The reaction was somewhat predictable – nobody really wants to think of their teen sons and daughters indulging in sexual activities of any kind.

What with (online) vigilante mobs running riot, the growth of religious extremism and incessant debates about women and their rightful place in society, it can often feel as though we’re living in the past.

Thankfully, we’re not, and sexual politics and practices – at least in the majority of the Western world – have shifted considerably in recent years, in favour of a more relaxed and tolerant attitude to consensual sex.

There is still plenty to be outraged about, especially when considering the growing pornification and sexualisation of society, rape culture, child sexual exploitation, trafficking and other such damaging issues.

But I cannot bring myself to be outraged about a teen magazine attempting to keep its young readers safe.

The team at Teen Vogue know their demographic and undoubtedly recognise the culture that their readers are part of, the risks it presents and the societal expectations these youngsters must confront on a daily basis.

Burning magazines in a battle to suppress information is a more symbolic gesture than it could ever be effective these days, given the internet’s omnipresence.

Teen Vogue can do precious little to stem the growth of sexual trends, given that it exists at a time when studies show children as young as five are sexting and many youngsters experience their first sexual awakenings via freely accessible online pornography.

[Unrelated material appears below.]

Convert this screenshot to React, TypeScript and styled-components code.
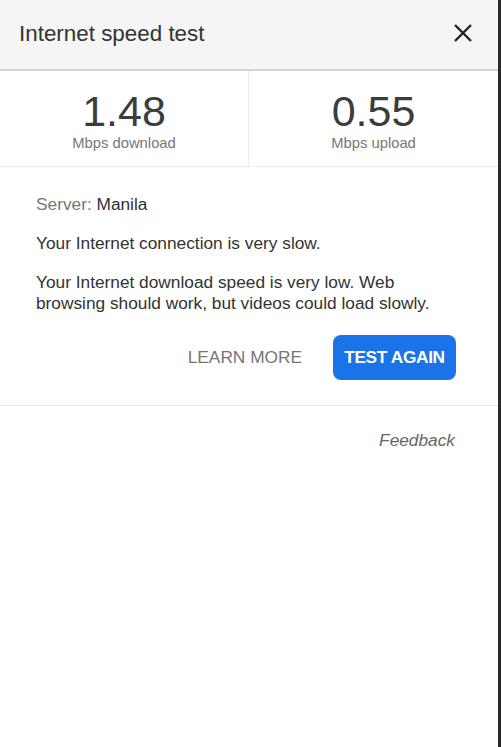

The magazine holds a position of responsibility and influence but it cannot cancel out societal shifts, nor should it ignore them, no matter how many petitions or upset parents beg them to.

What it can do, and has done, is provide a neutral and responsible platform that engages with young people whilst providing an education that will ultimately keep them safe.

Teenagers are going to experiment and they are going to have sex with each other – it is only right that they enabled to do that safely and responsibly.

When many governments and politicians balk at the idea of introducing universal sex education in schools, the likes of Teen Vogue are taking it upon themselves to inform and educate.

We should be thanking them for it, not vilifying their efforts in a futile bid to turn back the clock.